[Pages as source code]

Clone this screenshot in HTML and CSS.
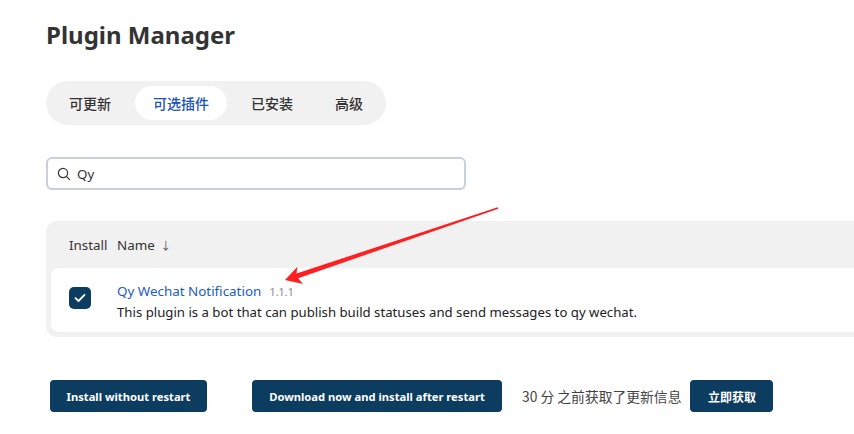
FILE: index.html
```html
<!DOCTYPE html>
<html>
<head>
<meta charset="utf-8">
<link rel="stylesheet" href="styles.css">
</head>
<body>
<div class="page">
  <h1 class="title">Plugin Manager</h1>
  <div class="tabs">
    <span class="tab">可更新</span>
    <span class="tab active">可选插件</span>
    <span class="tab">已安装</span>
    <span class="tab">高级</span>
  </div>
  <div class="search">
    <svg class="search-icon" width="14" height="14" viewBox="0 0 14 14"><circle cx="6" cy="6" r="4.6" fill="none" stroke="#333" stroke-width="1.2"/><path d="M9.4 9.4 L12.6 12.6" stroke="#333" stroke-width="1.2" stroke-linecap="round"/></svg>
    <span class="search-text">Qy</span>
  </div>
  <div class="table">
    <div class="thead">
      <span class="th th-install">Install</span>
      <span class="th">Name <span class="sort">↓</span></span>
    </div>
    <div class="row">
      <div class="cell-check">
        <span class="checkbox"><svg width="12" height="10" viewBox="0 0 12 10"><path d="M1.5 5.2 L4.5 8 L10.5 1.8" fill="none" stroke="#fff" stroke-width="1.8" stroke-linecap="round" stroke-linejoin="round"/></svg></span>
      </div>
      <div class="cell-name">
        <div class="name-line"><a class="plugin-name">Qy Wechat Notification</a><span class="version">1.1.1</span></div>
        <div class="desc">This plugin is a bot that can publish build statuses and send messages to qy wechat.</div>
      </div>
    </div>
  </div>
  <div class="actions">
    <button class="btn btn-first">Install without restart</button>
    <button class="btn btn-second">Download now and install after restart</button>
    <span class="info">30 分 之前获取了更新信息</span>
    <button class="btn btn-cn">立即获取</button>
  </div>
</div>
<svg class="annotation" width="854" height="434" viewBox="0 0 854 434">
  <polygon fill="#fe2020" points="285,280 303,284 298.1,278.2 498.3,208.8 497.7,207.2 296.5,273.5 297.4,266.7"/>
</svg>
</body>
</html>
```
FILE: styles.css
```css
html, body {
  margin: 0;
  padding: 0;
  background: #fff;
  width: 854px;
  height: 434px;
  overflow: hidden;
}
body {
  font-family: "Noto Sans", "Noto Sans CJK SC", sans-serif;
  color: #333;
  position: relative;
}
.page {
  padding-left: 46px;
}
.title {
  margin: 0;
  padding-top: 18px;
  font-size: 24px;
  line-height: 34px;
  font-weight: 700;
  color: #333;
}
.tabs {
  margin-top: 29px;
  width: 340px;
  box-sizing: border-box;
  height: 44px;
  padding: 5px;
  background: #f1f1f1;
  border-radius: 22px;
  display: flex;
  gap: 6px;
}
.tab {
  font-family: "Noto Sans CJK SC", sans-serif;
  font-size: 14px;
  font-weight: 500;
  padding: 0 18px;
  line-height: 34px;
  border-radius: 17px;
  color: #333;
}
.tab.active {
  background: #fff;
  color: #1953b6;
}
.search {
  margin-top: 32px;
  width: 420px;
  height: 33px;
  box-sizing: border-box;
  border: 2px solid #c8d0d8;
  border-radius: 6px;
  display: flex;
  align-items: center;
  padding-left: 9px;
  gap: 6px;
}
.search-text {
  font-size: 13.4px;
  color: #333;
}
.table {
  margin-top: 31px;
  background: #f1f1f1;
  border-radius: 10px 0 0 10px;
  padding: 0 0 5px 5px;
}
.thead {
  height: 47px;
  display: flex;
  align-items: center;
  font-size: 13.4px;
  color: #333;
}
.th-install {
  padding-left: 18px;
  width: 48px;
}
.sort {
  font-size: 11px;
  color: #555;
  margin-left: 2px;
}
.row {
  background: #fff;
  border-radius: 8px 0 0 8px;
  height: 64px;
  display: flex;
}
.cell-check {
  width: 66px;
  padding-left: 18px;
  box-sizing: border-box;
  padding-top: 19px;
}
.checkbox {
  width: 22px;
  height: 22px;
  background: #0c3c5f;
  border-radius: 5px;
  display: flex;
  align-items: center;
  justify-content: center;
}
.cell-name {
  padding-top: 13px;
}
.name-line {
  display: flex;
  align-items: baseline;
  gap: 8px;
  line-height: 21px;
}
.plugin-name {
  color: #1a5bc7;
  font-size: 13.4px;
}
.version {
  color: #8c8c8c;
  font-size: 11.5px;
  letter-spacing: -0.3px;
}
.desc {
  font-size: 13.2px;
  line-height: 20px;
  color: #222;
}
.actions {
  margin-top: 43px;
  display: flex;
  align-items: center;
}
.btn {
  font-family: "Noto Sans", "Noto Sans CJK SC", sans-serif;
  background: #0c3c5f;
  color: #fff;
  border: none;
  border-radius: 4px;
  height: 32px;
  font-size: 11.2px;
  font-weight: 700;
  padding: 0;
  white-space: nowrap;
}
.btn-first {
  margin-left: 4px;
  width: 157px;
}
.btn-second {
  margin-left: 45px;
  width: 250px;
}
.info {
  font-family: "Noto Sans CJK SC", sans-serif;
  margin-left: 20px;
  font-size: 13.8px;
  color: #444;
}
.btn-cn {
  font-family: "Noto Sans CJK SC", sans-serif;
  margin-left: 9px;
  width: 83px;
  font-size: 12px;
}
.annotation {
  position: absolute;
  left: 0;
  top: 0;
  pointer-events: none;
}
```
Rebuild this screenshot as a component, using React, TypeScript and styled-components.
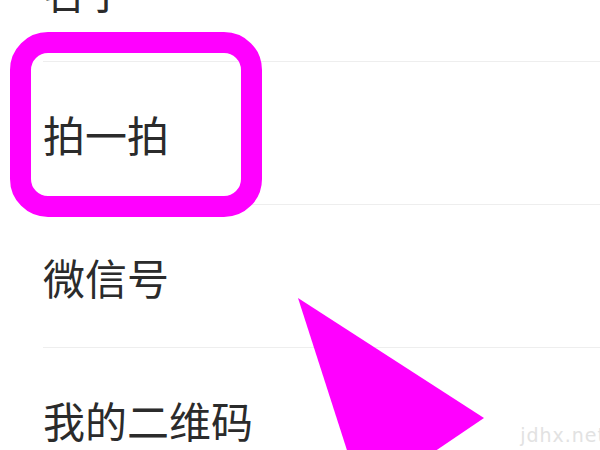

**Given instruction**
How many lines in the entries contain the string "screenshot"? Answer with the number only.

**Response to this task**
2